Even if a bear initiates defense-motivated contact, if the encounter lasts longer than two minutes or so, be aware that the encounter may be shifting to a predatory one. In this case, playing dead no longer serves your best interests. Fight back with your spray or rocks or branches within reach. If you can, escape up a tree, into a vehicle, or into a building if it is available.  

Even rarer, are bear appearances in the town of Banff. However, nature can be wildly unpredictable. There are steps you can take to help avoid attracting bears into town. Should you see any refuse around town, please report it immediately to authorities on the emergency operations line, 403.762.1240. After hours, press 2 for an on-call emergency number. In an effort to preserve human life and wildlife, litter is considered an emergency in Banff. Learn more about Banff Bear Awareness

Where Can I Get Bear Safety Training?

Articles like these are a great starting point for staying safe during wildlife encounters in Banff National Park, but there are resources visitors can use to further their knowledge of how to stay safe while exploring all Banff has to offer, including its wildlife.

Bear Safety & More offers both online and on-site bear safety training courses to help educate you on how to avoid bear encounters and prepare you should you have one. The 1.5-2-hour program introduces you to bear ecology, bear identification, how to recognize bear signs, how to avoid encounters, and what to do should you have one.
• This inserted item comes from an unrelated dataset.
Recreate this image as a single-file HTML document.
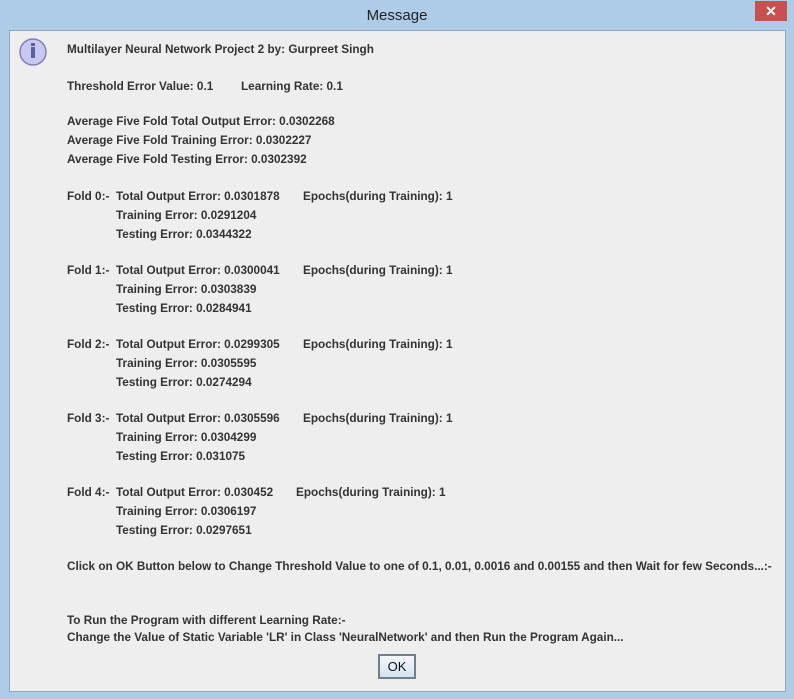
<!DOCTYPE html>
<html><head><style>
body{margin:0;width:794px;height:699px;background:#aecbe8;position:relative;overflow:hidden;font-family:"Liberation Sans",Arial,sans-serif}
#title{position:absolute;top:0;left:0;width:794px;height:30px;text-align:center;line-height:32px;font-size:15px;color:#222}
#close{position:absolute;left:755px;top:1px;width:32px;height:20px;background:#c75050;color:#fff;text-align:center;font-size:14px;line-height:20px;font-weight:bold}
#content{position:absolute;left:9px;top:30px;width:775px;height:660px;background:#eeeeee;border:1px solid #8ea6be}
.t{position:absolute;margin-top:1px;font-size:11.75px;font-weight:bold;color:#333;white-space:nowrap;line-height:14px}
#ok{position:absolute;left:378px;top:654px;width:34px;height:21px;border:2px solid #707f8c;background:linear-gradient(#f4f8fc,#d4e2f0);font-size:13px;text-align:center;line-height:21px;color:#111}
</style></head><body>
<div id="title">Message</div>
<div id="close">✕</div>
<div id="content"></div>
<svg style="position:absolute;left:18px;top:38px" width="32" height="32"><circle cx="15" cy="14" r="13" fill="#c8c8f0" stroke="#8080b8" stroke-width="1.5"/><rect x="13" y="9" width="4" height="11" fill="#6060a0"/><rect x="13" y="5" width="4" height="3" fill="#6060a0"/></svg>
<div class="t" style="left:67px;top:42px">Multilayer Neural Network Project 2 by: Gurpreet Singh</div>
<div class="t" style="left:67px;top:79px">Threshold Error Value: 0.1</div>
<div class="t" style="left:241px;top:79px">Learning Rate: 0.1</div>
<div class="t" style="left:67px;top:114px">Average Five Fold Total Output Error: 0.0302268</div>
<div class="t" style="left:67px;top:133px">Average Five Fold Training Error: 0.0302227</div>
<div class="t" style="left:67px;top:152px">Average Five Fold Testing Error: 0.0302392</div>

<div class="t" style="left:67px;top:189px">Fold 0:-</div><div class="t" style="left:116px;top:189px">Total Output Error: 0.0301878</div><div class="t" style="left:303px;top:189px">Epochs(during Training): 1</div>
<div class="t" style="left:116px;top:208px">Training Error: 0.0291204</div>
<div class="t" style="left:116px;top:227px">Testing Error: 0.0344322</div>

<div class="t" style="left:67px;top:263px">Fold 1:-</div><div class="t" style="left:116px;top:263px">Total Output Error: 0.0300041</div><div class="t" style="left:303px;top:263px">Epochs(during Training): 1</div>
<div class="t" style="left:116px;top:282px">Training Error: 0.0303839</div>
<div class="t" style="left:116px;top:301px">Testing Error: 0.0284941</div>

<div class="t" style="left:67px;top:337px">Fold 2:-</div><div class="t" style="left:116px;top:337px">Total Output Error: 0.0299305</div><div class="t" style="left:303px;top:337px">Epochs(during Training): 1</div>
<div class="t" style="left:116px;top:356px">Training Error: 0.0305595</div>
<div class="t" style="left:116px;top:375px">Testing Error: 0.0274294</div>

<div class="t" style="left:67px;top:411px">Fold 3:-</div><div class="t" style="left:116px;top:411px">Total Output Error: 0.0305596</div><div class="t" style="left:303px;top:411px">Epochs(during Training): 1</div>
<div class="t" style="left:116px;top:430px">Training Error: 0.0304299</div>
<div class="t" style="left:116px;top:449px">Testing Error: 0.031075</div>

<div class="t" style="left:67px;top:485px">Fold 4:-</div><div class="t" style="left:116px;top:485px">Total Output Error: 0.030452</div><div class="t" style="left:296px;top:485px">Epochs(during Training): 1</div>
<div class="t" style="left:116px;top:504px">Training Error: 0.0306197</div>
<div class="t" style="left:116px;top:523px">Testing Error: 0.0297651</div>

<div class="t" style="left:67px;top:559px">Click on OK Button below to Change Threshold Value to one of 0.1, 0.01, 0.0016 and 0.00155 and then Wait for few Seconds...:-</div>
<div class="t" style="left:67px;top:613px">To Run the Program with different Learning Rate:-</div>
<div class="t" style="left:67px;top:630px">Change the Value of Static Variable 'LR' in Class 'NeuralNetwork' and then Run the Program Again...</div>
<div id="ok">OK</div>
</body></html>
The program also delves into the specifics of bear spray and highlights some other potentially dangerous wildlife you may encounter while in the park. A separate 35-minute course is offered on the proper use of bear spray.

The recent bear attack in Banff National Park serves as a tragic reminder of the potential dangers hikers may face when exploring wildlife-rich areas. Understanding the factors that contribute to such incidents, as well as implementing best bear safety practices, is crucial for both hikers’ safety and the preservation of these magnificent creatures. By respecting their habitat and following recommended guidelines, we can coexist with bears and enjoy the beauty of Banff National Park responsibly.